# DATA SHOWN start

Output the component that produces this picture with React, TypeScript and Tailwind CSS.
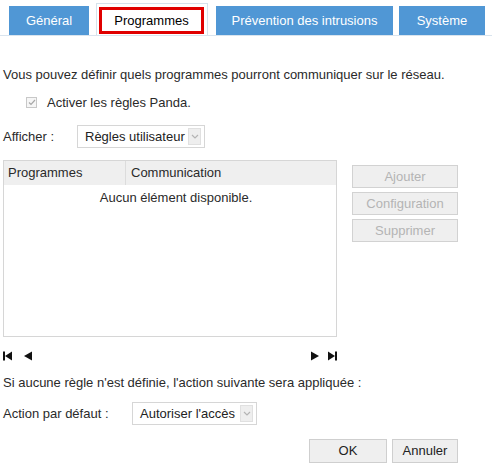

# DATA SHOWN end
# DATA SHOWN start

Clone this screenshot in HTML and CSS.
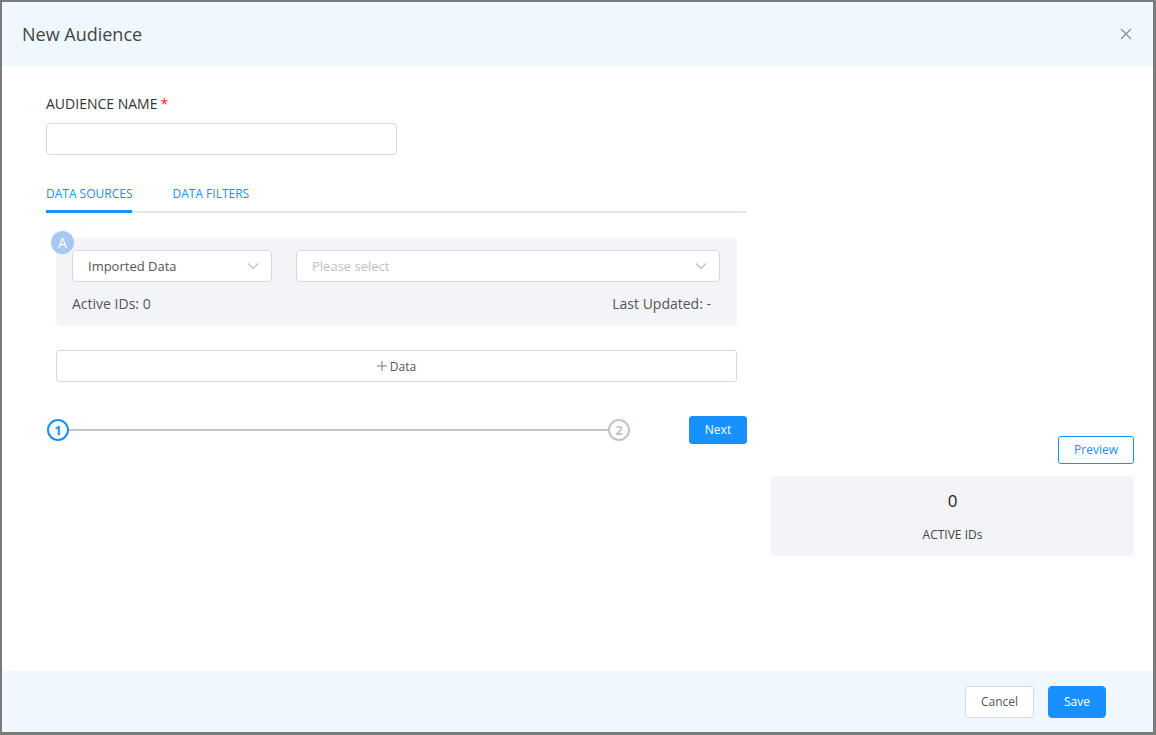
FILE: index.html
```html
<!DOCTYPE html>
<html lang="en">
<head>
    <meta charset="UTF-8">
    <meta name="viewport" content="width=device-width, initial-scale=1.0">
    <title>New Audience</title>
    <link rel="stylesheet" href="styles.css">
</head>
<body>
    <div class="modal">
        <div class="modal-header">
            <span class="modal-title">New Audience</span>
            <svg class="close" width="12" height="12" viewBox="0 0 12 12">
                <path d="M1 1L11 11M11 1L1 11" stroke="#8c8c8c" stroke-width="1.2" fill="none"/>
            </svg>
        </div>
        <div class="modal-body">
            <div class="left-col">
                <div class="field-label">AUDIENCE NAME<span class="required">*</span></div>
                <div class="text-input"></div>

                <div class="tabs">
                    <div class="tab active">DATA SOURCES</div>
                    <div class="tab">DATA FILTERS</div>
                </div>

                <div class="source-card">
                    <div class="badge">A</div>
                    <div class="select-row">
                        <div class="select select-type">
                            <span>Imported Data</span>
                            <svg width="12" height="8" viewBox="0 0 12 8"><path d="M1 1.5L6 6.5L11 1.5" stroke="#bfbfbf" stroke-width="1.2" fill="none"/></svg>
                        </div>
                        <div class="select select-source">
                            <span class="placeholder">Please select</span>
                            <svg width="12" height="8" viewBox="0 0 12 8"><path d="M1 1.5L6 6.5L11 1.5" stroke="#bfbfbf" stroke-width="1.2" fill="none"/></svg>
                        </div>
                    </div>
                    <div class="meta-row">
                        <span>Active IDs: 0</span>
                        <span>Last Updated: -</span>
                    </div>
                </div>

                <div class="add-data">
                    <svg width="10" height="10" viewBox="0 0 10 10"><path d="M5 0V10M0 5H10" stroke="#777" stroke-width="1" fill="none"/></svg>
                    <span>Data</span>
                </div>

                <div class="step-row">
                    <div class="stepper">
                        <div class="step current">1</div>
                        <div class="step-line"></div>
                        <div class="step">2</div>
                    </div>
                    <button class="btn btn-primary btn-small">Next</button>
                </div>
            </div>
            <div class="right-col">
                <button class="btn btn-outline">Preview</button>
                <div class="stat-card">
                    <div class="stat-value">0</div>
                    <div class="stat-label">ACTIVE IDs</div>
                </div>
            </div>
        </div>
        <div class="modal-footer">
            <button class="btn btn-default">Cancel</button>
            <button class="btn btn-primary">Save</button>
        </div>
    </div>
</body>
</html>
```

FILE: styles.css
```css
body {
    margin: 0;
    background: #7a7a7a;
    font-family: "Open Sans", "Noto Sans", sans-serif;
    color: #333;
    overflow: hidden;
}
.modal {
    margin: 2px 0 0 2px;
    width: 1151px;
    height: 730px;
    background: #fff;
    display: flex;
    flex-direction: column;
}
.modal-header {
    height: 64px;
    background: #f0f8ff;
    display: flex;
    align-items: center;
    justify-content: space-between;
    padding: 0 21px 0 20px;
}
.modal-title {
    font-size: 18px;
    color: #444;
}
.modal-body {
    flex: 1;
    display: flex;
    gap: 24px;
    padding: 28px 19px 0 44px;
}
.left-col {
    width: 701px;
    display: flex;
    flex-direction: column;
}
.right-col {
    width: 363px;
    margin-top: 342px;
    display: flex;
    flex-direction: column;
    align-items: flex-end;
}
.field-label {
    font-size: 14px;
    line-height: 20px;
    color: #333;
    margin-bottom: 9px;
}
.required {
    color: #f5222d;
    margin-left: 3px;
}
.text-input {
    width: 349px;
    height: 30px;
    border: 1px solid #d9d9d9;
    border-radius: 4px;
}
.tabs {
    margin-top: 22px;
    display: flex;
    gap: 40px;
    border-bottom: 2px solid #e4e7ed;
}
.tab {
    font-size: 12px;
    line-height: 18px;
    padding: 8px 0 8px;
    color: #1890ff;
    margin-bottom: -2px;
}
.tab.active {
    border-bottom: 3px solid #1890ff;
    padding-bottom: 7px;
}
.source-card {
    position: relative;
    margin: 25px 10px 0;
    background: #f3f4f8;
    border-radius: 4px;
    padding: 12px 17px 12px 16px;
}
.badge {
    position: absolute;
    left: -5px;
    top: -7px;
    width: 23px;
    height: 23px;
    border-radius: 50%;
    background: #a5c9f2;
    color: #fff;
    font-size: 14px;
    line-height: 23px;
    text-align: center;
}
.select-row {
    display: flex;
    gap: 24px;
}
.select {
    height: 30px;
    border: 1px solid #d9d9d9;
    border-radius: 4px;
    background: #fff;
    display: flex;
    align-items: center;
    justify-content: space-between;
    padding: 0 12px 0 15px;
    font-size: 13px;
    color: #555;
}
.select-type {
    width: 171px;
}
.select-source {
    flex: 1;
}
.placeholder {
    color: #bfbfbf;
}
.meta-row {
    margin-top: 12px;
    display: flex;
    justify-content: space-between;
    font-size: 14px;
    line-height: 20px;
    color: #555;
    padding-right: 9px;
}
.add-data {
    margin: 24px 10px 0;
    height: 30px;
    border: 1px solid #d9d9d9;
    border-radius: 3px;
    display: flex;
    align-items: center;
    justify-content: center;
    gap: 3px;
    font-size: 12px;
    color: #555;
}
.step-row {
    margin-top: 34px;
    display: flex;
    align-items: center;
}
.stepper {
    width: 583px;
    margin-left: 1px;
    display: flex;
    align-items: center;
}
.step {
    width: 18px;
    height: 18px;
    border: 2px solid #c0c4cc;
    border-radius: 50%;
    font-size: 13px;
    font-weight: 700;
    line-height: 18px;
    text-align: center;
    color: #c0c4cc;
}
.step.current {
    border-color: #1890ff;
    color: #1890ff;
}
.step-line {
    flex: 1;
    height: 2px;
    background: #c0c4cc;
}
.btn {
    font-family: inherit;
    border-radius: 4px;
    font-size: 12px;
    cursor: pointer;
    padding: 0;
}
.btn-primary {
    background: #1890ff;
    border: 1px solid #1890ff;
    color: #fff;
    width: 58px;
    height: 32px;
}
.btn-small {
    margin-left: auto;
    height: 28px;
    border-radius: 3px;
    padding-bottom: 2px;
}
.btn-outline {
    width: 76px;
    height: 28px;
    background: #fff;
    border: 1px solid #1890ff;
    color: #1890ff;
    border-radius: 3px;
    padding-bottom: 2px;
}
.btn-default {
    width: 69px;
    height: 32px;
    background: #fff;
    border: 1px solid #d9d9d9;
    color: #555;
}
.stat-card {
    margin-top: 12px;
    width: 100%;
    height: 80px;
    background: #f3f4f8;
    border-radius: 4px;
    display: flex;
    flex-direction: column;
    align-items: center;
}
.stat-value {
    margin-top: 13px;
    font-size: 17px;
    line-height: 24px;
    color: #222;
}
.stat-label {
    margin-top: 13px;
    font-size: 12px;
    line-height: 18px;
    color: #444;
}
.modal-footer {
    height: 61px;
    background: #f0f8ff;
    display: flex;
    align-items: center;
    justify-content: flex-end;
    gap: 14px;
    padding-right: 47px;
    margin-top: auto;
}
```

# DATA SHOWN end

**EXERCISE OBJECTIVE:**
Read the lines above. Gather those in which the string "this" is found.

**FINISHED EXERCISE:**
Output the component that produces this picture with React, TypeScript and Tailwind CSS.
Clone this screenshot in HTML and CSS.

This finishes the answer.